For each line that holds "screenshot", copy the line out.

--- Given records ---

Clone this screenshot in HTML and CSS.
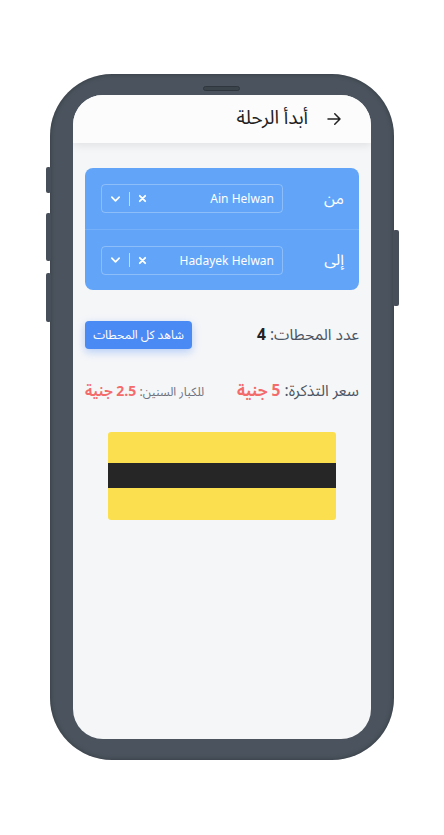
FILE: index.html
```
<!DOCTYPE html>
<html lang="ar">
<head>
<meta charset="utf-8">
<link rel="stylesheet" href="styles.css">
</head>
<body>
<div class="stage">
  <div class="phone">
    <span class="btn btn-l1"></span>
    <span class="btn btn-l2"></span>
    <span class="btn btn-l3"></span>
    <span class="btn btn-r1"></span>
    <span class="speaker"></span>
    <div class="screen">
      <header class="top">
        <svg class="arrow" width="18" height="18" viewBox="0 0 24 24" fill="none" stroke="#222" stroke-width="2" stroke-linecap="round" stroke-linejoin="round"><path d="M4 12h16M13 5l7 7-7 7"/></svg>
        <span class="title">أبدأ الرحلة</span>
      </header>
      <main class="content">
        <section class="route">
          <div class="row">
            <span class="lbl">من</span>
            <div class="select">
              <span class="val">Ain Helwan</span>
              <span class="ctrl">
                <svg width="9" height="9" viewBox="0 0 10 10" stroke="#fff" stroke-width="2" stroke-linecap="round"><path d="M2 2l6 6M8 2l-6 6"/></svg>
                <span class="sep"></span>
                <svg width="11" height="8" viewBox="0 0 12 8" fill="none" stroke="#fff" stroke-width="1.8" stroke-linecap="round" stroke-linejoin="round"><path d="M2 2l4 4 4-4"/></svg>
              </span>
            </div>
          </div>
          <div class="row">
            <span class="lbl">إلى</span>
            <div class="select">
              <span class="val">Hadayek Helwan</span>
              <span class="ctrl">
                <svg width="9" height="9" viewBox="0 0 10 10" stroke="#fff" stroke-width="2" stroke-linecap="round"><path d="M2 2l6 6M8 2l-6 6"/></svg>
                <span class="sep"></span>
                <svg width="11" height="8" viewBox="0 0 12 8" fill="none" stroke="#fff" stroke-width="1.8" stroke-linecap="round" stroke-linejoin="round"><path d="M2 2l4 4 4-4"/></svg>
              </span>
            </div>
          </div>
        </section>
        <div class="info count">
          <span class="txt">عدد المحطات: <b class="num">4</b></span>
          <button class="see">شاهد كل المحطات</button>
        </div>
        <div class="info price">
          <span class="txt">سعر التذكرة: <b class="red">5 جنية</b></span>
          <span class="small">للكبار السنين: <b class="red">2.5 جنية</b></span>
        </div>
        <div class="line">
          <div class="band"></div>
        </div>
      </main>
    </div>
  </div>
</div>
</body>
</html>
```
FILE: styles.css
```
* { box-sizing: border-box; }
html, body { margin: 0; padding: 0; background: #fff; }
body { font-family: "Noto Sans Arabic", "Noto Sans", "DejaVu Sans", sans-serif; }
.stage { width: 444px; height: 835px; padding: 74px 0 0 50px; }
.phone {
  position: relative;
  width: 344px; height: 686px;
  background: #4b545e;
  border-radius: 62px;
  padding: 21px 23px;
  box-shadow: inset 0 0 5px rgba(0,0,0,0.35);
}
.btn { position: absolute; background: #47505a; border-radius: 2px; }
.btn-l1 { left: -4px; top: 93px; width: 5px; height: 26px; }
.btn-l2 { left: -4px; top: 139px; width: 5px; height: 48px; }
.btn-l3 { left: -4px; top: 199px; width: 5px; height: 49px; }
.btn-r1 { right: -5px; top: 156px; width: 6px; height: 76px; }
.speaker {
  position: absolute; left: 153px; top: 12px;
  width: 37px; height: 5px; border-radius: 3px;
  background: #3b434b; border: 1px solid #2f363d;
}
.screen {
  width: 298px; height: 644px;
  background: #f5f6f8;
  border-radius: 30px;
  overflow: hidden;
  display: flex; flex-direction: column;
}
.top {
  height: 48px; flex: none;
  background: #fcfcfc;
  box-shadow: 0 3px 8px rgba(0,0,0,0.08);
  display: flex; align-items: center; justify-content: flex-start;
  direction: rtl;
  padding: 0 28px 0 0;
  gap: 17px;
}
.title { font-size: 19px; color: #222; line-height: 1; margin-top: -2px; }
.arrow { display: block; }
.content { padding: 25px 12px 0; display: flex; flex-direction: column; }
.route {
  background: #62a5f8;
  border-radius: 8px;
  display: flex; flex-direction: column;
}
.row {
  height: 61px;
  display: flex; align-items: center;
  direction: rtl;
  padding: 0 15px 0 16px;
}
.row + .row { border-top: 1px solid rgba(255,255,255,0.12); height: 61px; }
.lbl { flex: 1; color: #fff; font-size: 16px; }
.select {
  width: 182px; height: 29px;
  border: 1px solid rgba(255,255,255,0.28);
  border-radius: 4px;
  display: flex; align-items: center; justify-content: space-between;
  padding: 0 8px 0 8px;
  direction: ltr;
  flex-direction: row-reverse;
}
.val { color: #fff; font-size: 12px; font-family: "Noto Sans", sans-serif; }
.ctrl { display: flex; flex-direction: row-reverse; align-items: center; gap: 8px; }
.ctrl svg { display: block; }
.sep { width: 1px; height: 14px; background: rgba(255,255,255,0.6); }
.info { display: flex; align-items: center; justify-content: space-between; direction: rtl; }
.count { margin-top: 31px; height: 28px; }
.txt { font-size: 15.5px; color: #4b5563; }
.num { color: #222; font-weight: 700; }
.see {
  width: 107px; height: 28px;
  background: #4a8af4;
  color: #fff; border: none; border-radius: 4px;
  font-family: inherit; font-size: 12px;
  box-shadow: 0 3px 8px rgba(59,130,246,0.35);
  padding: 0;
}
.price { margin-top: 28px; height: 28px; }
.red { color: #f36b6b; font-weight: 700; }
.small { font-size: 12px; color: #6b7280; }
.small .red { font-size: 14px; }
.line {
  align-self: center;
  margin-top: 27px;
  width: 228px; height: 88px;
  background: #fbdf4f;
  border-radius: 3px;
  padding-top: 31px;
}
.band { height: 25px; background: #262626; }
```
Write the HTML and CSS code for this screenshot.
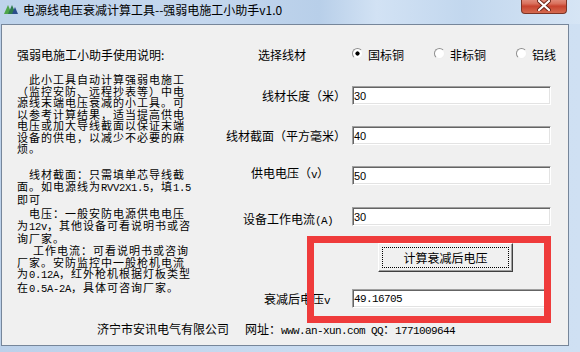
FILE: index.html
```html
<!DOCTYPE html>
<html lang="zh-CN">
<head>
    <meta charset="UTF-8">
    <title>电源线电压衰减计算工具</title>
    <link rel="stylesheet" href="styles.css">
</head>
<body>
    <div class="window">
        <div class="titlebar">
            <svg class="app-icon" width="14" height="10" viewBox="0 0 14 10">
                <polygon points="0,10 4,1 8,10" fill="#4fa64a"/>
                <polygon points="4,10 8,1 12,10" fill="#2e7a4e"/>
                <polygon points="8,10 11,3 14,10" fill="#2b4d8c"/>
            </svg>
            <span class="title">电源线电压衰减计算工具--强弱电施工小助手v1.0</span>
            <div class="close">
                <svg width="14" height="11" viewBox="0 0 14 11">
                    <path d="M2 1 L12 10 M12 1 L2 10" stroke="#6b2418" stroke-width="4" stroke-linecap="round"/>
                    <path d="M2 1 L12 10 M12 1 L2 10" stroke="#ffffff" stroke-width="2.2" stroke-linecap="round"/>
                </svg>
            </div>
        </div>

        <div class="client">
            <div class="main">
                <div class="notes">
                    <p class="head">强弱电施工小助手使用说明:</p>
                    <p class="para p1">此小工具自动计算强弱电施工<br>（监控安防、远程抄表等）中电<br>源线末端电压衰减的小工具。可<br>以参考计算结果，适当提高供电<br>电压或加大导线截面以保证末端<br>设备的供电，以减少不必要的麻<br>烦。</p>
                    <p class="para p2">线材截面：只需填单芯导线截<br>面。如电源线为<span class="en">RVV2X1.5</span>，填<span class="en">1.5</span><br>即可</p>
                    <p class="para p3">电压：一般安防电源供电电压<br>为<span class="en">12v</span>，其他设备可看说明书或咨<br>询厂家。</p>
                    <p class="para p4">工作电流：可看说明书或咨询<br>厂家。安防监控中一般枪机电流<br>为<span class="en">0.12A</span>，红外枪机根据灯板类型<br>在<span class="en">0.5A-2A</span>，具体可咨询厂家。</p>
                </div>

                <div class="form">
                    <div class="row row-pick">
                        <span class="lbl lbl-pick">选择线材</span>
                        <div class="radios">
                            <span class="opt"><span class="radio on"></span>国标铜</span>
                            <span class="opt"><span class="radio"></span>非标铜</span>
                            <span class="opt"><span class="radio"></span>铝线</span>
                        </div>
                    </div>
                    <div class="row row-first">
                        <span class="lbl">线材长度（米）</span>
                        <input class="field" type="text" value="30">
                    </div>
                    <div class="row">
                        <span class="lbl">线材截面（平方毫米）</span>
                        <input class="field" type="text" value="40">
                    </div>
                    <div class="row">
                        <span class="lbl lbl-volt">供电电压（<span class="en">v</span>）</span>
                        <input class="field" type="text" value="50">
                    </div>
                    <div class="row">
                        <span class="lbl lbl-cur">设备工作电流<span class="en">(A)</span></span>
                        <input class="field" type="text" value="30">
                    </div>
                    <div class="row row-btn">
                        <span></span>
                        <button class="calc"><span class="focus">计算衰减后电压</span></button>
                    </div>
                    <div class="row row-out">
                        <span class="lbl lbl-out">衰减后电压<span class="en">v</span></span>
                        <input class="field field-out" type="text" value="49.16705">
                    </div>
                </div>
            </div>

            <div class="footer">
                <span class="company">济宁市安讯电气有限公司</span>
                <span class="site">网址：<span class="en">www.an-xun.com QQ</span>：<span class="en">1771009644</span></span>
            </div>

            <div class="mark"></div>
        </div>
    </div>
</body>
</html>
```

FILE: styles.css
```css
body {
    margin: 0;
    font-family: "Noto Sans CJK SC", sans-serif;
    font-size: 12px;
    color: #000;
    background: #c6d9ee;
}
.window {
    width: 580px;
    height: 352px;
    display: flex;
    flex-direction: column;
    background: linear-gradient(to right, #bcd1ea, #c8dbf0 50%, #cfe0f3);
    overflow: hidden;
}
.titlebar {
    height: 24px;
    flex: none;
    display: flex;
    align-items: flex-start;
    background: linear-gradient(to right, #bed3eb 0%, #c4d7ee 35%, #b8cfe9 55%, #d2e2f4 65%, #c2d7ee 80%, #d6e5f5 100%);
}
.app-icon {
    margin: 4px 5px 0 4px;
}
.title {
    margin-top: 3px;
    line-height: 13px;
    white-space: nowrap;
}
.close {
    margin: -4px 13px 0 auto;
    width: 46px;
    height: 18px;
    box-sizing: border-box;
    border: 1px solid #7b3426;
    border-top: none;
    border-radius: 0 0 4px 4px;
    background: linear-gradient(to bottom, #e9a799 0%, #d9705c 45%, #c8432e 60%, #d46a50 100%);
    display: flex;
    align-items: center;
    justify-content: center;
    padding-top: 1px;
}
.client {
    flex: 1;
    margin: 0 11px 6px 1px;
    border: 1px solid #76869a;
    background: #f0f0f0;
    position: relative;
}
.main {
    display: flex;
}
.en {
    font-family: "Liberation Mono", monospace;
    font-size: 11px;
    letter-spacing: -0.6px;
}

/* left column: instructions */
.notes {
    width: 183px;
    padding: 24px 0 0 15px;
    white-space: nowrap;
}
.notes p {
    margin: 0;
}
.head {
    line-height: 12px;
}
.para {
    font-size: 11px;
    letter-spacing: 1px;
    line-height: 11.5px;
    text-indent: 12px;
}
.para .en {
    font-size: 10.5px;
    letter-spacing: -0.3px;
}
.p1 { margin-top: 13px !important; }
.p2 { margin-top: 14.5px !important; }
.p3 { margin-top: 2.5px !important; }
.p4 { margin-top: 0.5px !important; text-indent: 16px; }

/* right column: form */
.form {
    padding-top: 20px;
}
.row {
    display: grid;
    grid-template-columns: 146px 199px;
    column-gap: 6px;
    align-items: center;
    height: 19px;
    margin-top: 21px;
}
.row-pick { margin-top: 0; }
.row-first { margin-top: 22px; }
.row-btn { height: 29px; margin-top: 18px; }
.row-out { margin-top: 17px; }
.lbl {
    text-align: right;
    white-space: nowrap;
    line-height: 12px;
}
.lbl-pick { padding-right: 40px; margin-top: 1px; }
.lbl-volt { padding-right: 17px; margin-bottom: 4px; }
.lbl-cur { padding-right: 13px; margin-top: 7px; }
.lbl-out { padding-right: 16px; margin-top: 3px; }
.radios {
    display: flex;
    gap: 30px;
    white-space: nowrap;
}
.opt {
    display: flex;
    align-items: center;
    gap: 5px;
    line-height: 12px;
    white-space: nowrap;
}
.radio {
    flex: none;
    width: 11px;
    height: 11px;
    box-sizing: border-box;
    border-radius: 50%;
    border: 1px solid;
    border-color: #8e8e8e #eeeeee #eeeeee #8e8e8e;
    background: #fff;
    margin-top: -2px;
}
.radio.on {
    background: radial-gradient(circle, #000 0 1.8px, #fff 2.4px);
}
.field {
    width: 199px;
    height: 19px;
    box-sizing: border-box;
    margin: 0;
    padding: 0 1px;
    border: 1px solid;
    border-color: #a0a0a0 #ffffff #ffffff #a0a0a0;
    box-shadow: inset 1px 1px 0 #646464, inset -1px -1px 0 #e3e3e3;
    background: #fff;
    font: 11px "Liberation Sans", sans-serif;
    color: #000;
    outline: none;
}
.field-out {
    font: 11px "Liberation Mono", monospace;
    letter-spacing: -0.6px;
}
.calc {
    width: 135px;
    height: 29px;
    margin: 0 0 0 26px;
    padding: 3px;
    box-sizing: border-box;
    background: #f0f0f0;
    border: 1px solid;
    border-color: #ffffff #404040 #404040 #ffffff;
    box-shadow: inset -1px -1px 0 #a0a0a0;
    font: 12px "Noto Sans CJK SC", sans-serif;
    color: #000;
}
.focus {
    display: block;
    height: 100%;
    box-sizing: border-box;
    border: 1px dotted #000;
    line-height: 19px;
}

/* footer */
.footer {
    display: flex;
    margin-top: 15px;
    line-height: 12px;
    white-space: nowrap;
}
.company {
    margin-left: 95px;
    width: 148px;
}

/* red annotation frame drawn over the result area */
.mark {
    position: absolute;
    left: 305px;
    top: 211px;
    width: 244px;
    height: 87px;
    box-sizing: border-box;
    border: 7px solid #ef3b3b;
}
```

---

▸ Task solution
Clone this screenshot in HTML and CSS.
Write the HTML and CSS code for this screenshot.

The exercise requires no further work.